>> Begin

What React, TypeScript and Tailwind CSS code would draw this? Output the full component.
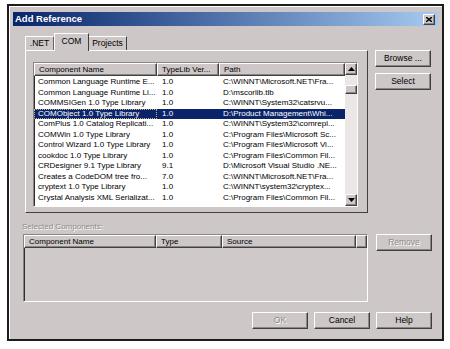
const rows = [
    ["Common Language Runtime E...", "1.0", "C:\\WINNT\\Microsoft.NET\\Fra..."],
    ["Common Language Runtime Li...", "1.0", "D:\\mscorlib.tlb"],
    ["COMMSIGen 1.0 Type Library", "1.0", "C:\\WINNT\\System32\\catsrvu..."],
    ["COMObject 1.0 Type Library", "1.0", "D:\\Product Management\\Whi..."],
    ["ComPlus 1.0 Catalog Replicati...", "1.0", "C:\\WINNT\\System32\\comrepl..."],
    ["COMWin 1.0 Type Library", "1.0", "C:\\Program Files\\Microsoft Sc..."],
    ["Control Wizard 1.0 Type Library", "1.0", "C:\\Program Files\\Microsoft Vi..."],
    ["cookdoc 1.0 Type Library", "1.0", "C:\\Program Files\\Common Fil..."],
    ["CRDesigner 9.1 Type Library", "9.1", "D:\\Microsoft Visual Studio .NE..."],
    ["Creates a CodeDOM tree fro...", "7.0", "C:\\WINNT\\Microsoft.NET\\Fra..."],
    ["cryptext 1.0 Type Library", "1.0", "C:\\WINNT\\system32\\cryptex..."],
    ["Crystal Analysis XML Serializat...", "1.0", "C:\\Program Files\\Common Fil..."],
]

const raised =
    "border border-t-white border-l-white border-r-[#404040] border-b-[#404040] shadow-[inset_-1px_-1px_0_#8a8484]"
const sunken =
    "border border-t-[#8a8484] border-l-[#8a8484] border-r-white border-b-white shadow-[inset_1px_1px_0_#303030]"
const disabled = "text-[#8f8989] [text-shadow:1px_1px_0_#fff]"

function Button({ label, off }: { label: string; off?: boolean }) {
    return (
        <div
            className={`flex h-[17px] w-[56px] items-center justify-center bg-[#cdc7c7] text-[8.5px] ${raised} ${off ? disabled : "text-black"}`}
        >
            {label}
        </div>
    )
}

function HeaderCell({ label, w }: { label: string; w: string }) {
    return (
        <div
            className={`flex h-[13px] shrink-0 items-center overflow-hidden whitespace-nowrap bg-[#cdc7c7] pl-[4px] text-[8px] ${raised} ${w}`}
        >
            {label}
        </div>
    )
}

function Arrow({ up }: { up?: boolean }) {
    return (
        <div className={`flex h-[12px] w-[12px] items-center justify-center bg-[#cdc7c7] ${raised}`}>
            <svg width="7" height="4" viewBox="0 0 7 4">
                <path d={up ? "M0 4 L3.5 0 L7 4 Z" : "M0 0 L3.5 4 L7 0 Z"} fill="#000" />
            </svg>
        </div>
    )
}

export default function App() {
    return (
        <div className="h-[349px] w-[450px] overflow-hidden bg-white pl-[7px] pt-[4px] font-['Liberation_Sans',Arial,sans-serif] text-black">
            <div className="flex h-[337px] w-[437px] flex-col border-2 border-[#1c1c1c] bg-[#cdc7c7] px-[4px] pt-[6px] shadow-[inset_1px_1px_0_#fff]">
                {/* title bar */}
                <div className="flex h-[14px] items-center justify-between bg-linear-to-r from-[#0a246a] to-[#a6caf0] pl-[2px] pr-[3px]">
                    <span className="text-[9.5px] font-bold text-white">Add Reference</span>
                    <div className={`flex h-[11px] w-[12px] items-center justify-center bg-[#cdc7c7] ${raised}`}>
                        <svg width="6" height="5" viewBox="0 0 6 5">
                            <path d="M0 0 L6 5 M6 0 L0 5" stroke="#000" strokeWidth="1.4" />
                        </svg>
                    </div>
                </div>

                <div className="mt-[7px] flex">
                    <div className="ml-[12px] w-[343px]">
                        {/* tabs */}
                        <div className="flex h-[17px] items-end text-[8.5px]">
                            <div className="flex h-[14px] w-[29px] items-center justify-center border-l border-t border-r border-l-white border-t-white border-r-[#6a6464]">
                                .NET
                            </div>
                            <div className="relative z-10 -mb-px flex h-[18px] w-[35px] items-center justify-center border-l border-t border-r border-l-white border-t-white border-r-[#404040] bg-[#cdc7c7] pb-[2px]">
                                COM
                            </div>
                            <div className="flex h-[14px] w-[38px] items-center justify-center border-t border-r border-t-white border-r-[#404040]">
                                Projects
                            </div>
                        </div>

                        {/* tab panel */}
                        <div className="h-[163px] border border-b-[#404040] border-l-white border-r-[#404040] border-t-white pl-[7px] pt-[11px]">
                            <div className={`flex h-[145px] w-[325px] overflow-hidden bg-white ${sunken}`}>
                                <div className="w-[311px]">
                                    <div className="flex">
                                        <HeaderCell label="Component Name" w="w-[123px]" />
                                        <HeaderCell label="TypeLib Ver..." w="w-[62px]" />
                                        <HeaderCell label="Path" w="w-[126px]" />
                                    </div>
                                    <div className="pt-[1px]">
                                        {rows.map((r, i) => {
                                            const sel = i === 3
                                            return (
                                                <div
                                                    key={i}
                                                    className={`flex h-[10.5px] items-center whitespace-nowrap text-[8px] leading-[10.5px] ${sel ? "bg-[#0a246a] text-white" : ""}`}
                                                >
                                                    <div
                                                        className={`w-[123px] shrink-0 overflow-hidden pl-[4px] ${sel ? "outline outline-1 -outline-offset-1 outline-dotted outline-[#c9b27a]" : ""}`}
                                                    >
                                                        {r[0]}
                                                    </div>
                                                    <div className="w-[62px] shrink-0 overflow-hidden pl-[5px]">{r[1]}</div>
                                                    <div className="w-[126px] shrink-0 overflow-hidden pl-[4px]">{r[2]}</div>
                                                </div>
                                            )
                                        })}
                                    </div>
                                </div>
                                <div className="flex w-[12px] flex-col bg-[#ebe7e7]">
                                    <Arrow up />
                                    <div className="h-[10px]" />
                                    <div className={`h-[9px] w-[12px] bg-[#cdc7c7] ${raised}`} />
                                    <div className="flex-1" />
                                    <Arrow />
                                </div>
                            </div>
                        </div>
                    </div>

                    <div className="ml-[7px] flex flex-col gap-[6px] pt-[17px]">
                        <Button label="Browse ..." />
                        <Button label="Select" />
                    </div>
                </div>

                <div className={`ml-[9px] mt-[9px] h-[9px] text-[8px] leading-[9px] ${disabled}`}>
                    Selected Components:
                </div>

                <div className="mt-[3px] flex">
                    <div className={`ml-[10px] h-[68px] w-[345px] bg-[#cfc9c9] ${sunken}`}>
                        <div className="flex">
                            <HeaderCell label="Component Name" w="w-[132px]" />
                            <HeaderCell label="Type" w="w-[66px]" />
                            <HeaderCell label="Source" w="w-[134px]" />
                            <HeaderCell label="" w="w-[11px]" />
                        </div>
                    </div>
                    <div className="ml-[8px]">
                        <Button label="Remove" off />
                    </div>
                </div>

                <div className="mt-[10px] flex justify-end gap-[6px] pr-[6px]">
                    <Button label="OK" off />
                    <Button label="Cancel" />
                    <Button label="Help" />
                </div>
            </div>
        </div>
    )
}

>> End

• **Stated problem**: All of the material above is to be copied exactly, except for its images.

• **Final result**:
What React, TypeScript and Tailwind CSS code would draw this? Output the full component.
const rows = [
    ["Common Language Runtime E...", "1.0", "C:\\WINNT\\Microsoft.NET\\Fra..."],
    ["Common Language Runtime Li...", "1.0", "D:\\mscorlib.tlb"],
    ["COMMSIGen 1.0 Type Library", "1.0", "C:\\WINNT\\System32\\catsrvu..."],
    ["COMObject 1.0 Type Library", "1.0", "D:\\Product Management\\Whi..."],
    ["ComPlus 1.0 Catalog Replicati...", "1.0", "C:\\WINNT\\System32\\comrepl..."],
    ["COMWin 1.0 Type Library", "1.0", "C:\\Program Files\\Microsoft Sc..."],
    ["Control Wizard 1.0 Type Library", "1.0", "C:\\Program Files\\Microsoft Vi..."],
    ["cookdoc 1.0 Type Library", "1.0", "C:\\Program Files\\Common Fil..."],
    ["CRDesigner 9.1 Type Library", "9.1", "D:\\Microsoft Visual Studio .NE..."],
    ["Creates a CodeDOM tree fro...", "7.0", "C:\\WINNT\\Microsoft.NET\\Fra..."],
    ["cryptext 1.0 Type Library", "1.0", "C:\\WINNT\\system32\\cryptex..."],
    ["Crystal Analysis XML Serializat...", "1.0", "C:\\Program Files\\Common Fil..."],
]

const raised =
    "border border-t-white border-l-white border-r-[#404040] border-b-[#404040] shadow-[inset_-1px_-1px_0_#8a8484]"
const sunken =
    "border border-t-[#8a8484] border-l-[#8a8484] border-r-white border-b-white shadow-[inset_1px_1px_0_#303030]"
const disabled = "text-[#8f8989] [text-shadow:1px_1px_0_#fff]"

function Button({ label, off }: { label: string; off?: boolean }) {
    return (
        <div
            className={`flex h-[17px] w-[56px] items-center justify-center bg-[#cdc7c7] text-[8.5px] ${raised} ${off ? disabled : "text-black"}`}
        >
            {label}
        </div>
    )
}

function HeaderCell({ label, w }: { label: string; w: string }) {
    return (
        <div
            className={`flex h-[13px] shrink-0 items-center overflow-hidden whitespace-nowrap bg-[#cdc7c7] pl-[4px] text-[8px] ${raised} ${w}`}
        >
            {label}
        </div>
    )
}

function Arrow({ up }: { up?: boolean }) {
    return (
        <div className={`flex h-[12px] w-[12px] items-center justify-center bg-[#cdc7c7] ${raised}`}>
            <svg width="7" height="4" viewBox="0 0 7 4">
                <path d={up ? "M0 4 L3.5 0 L7 4 Z" : "M0 0 L3.5 4 L7 0 Z"} fill="#000" />
            </svg>
        </div>
    )
}

export default function App() {
    return (
        <div className="h-[349px] w-[450px] overflow-hidden bg-white pl-[7px] pt-[4px] font-['Liberation_Sans',Arial,sans-serif] text-black">
            <div className="flex h-[337px] w-[437px] flex-col border-2 border-[#1c1c1c] bg-[#cdc7c7] px-[4px] pt-[6px] shadow-[inset_1px_1px_0_#fff]">
                {/* title bar */}
                <div className="flex h-[14px] items-center justify-between bg-linear-to-r from-[#0a246a] to-[#a6caf0] pl-[2px] pr-[3px]">
                    <span className="text-[9.5px] font-bold text-white">Add Reference</span>
                    <div className={`flex h-[11px] w-[12px] items-center justify-center bg-[#cdc7c7] ${raised}`}>
                        <svg width="6" height="5" viewBox="0 0 6 5">
                            <path d="M0 0 L6 5 M6 0 L0 5" stroke="#000" strokeWidth="1.4" />
                        </svg>
                    </div>
                </div>

                <div className="mt-[7px] flex">
                    <div className="ml-[12px] w-[343px]">
                        {/* tabs */}
                        <div className="flex h-[17px] items-end text-[8.5px]">
                            <div className="flex h-[14px] w-[29px] items-center justify-center border-l border-t border-r border-l-white border-t-white border-r-[#6a6464]">
                                .NET
                            </div>
                            <div className="relative z-10 -mb-px flex h-[18px] w-[35px] items-center justify-center border-l border-t border-r border-l-white border-t-white border-r-[#404040] bg-[#cdc7c7] pb-[2px]">
                                COM
                            </div>
                            <div className="flex h-[14px] w-[38px] items-center justify-center border-t border-r border-t-white border-r-[#404040]">
                                Projects
                            </div>
                        </div>

                        {/* tab panel */}
                        <div className="h-[163px] border border-b-[#404040] border-l-white border-r-[#404040] border-t-white pl-[7px] pt-[11px]">
                            <div className={`flex h-[145px] w-[325px] overflow-hidden bg-white ${sunken}`}>
                                <div className="w-[311px]">
                                    <div className="flex">
                                        <HeaderCell label="Component Name" w="w-[123px]" />
                                        <HeaderCell label="TypeLib Ver..." w="w-[62px]" />
                                        <HeaderCell label="Path" w="w-[126px]" />
                                    </div>
                                    <div className="pt-[1px]">
                                        {rows.map((r, i) => {
                                            const sel = i === 3
                                            return (
                                                <div
                                                    key={i}
                                                    className={`flex h-[10.5px] items-center whitespace-nowrap text-[8px] leading-[10.5px] ${sel ? "bg-[#0a246a] text-white" : ""}`}
                                                >
                                                    <div
                                                        className={`w-[123px] shrink-0 overflow-hidden pl-[4px] ${sel ? "outline outline-1 -outline-offset-1 outline-dotted outline-[#c9b27a]" : ""}`}
                                                    >
                                                        {r[0]}
                                                    </div>
                                                    <div className="w-[62px] shrink-0 overflow-hidden pl-[5px]">{r[1]}</div>
                                                    <div className="w-[126px] shrink-0 overflow-hidden pl-[4px]">{r[2]}</div>
                                                </div>
                                            )
                                        })}
                                    </div>
                                </div>
                                <div className="flex w-[12px] flex-col bg-[#ebe7e7]">
                                    <Arrow up />
                                    <div className="h-[10px]" />
                                    <div className={`h-[9px] w-[12px] bg-[#cdc7c7] ${raised}`} />
                                    <div className="flex-1" />
                                    <Arrow />
                                </div>
                            </div>
                        </div>
                    </div>

                    <div className="ml-[7px] flex flex-col gap-[6px] pt-[17px]">
                        <Button label="Browse ..." />
                        <Button label="Select" />
                    </div>
                </div>

                <div className={`ml-[9px] mt-[9px] h-[9px] text-[8px] leading-[9px] ${disabled}`}>
                    Selected Components:
                </div>

                <div className="mt-[3px] flex">
                    <div className={`ml-[10px] h-[68px] w-[345px] bg-[#cfc9c9] ${sunken}`}>
                        <div className="flex">
                            <HeaderCell label="Component Name" w="w-[132px]" />
                            <HeaderCell label="Type" w="w-[66px]" />
                            <HeaderCell label="Source" w="w-[134px]" />
                            <HeaderCell label="" w="w-[11px]" />
                        </div>
                    </div>
                    <div className="ml-[8px]">
                        <Button label="Remove" off />
                    </div>
                </div>

                <div className="mt-[10px] flex justify-end gap-[6px] pr-[6px]">
                    <Button label="OK" off />
                    <Button label="Cancel" />
                    <Button label="Help" />
                </div>
            </div>
        </div>
    )
}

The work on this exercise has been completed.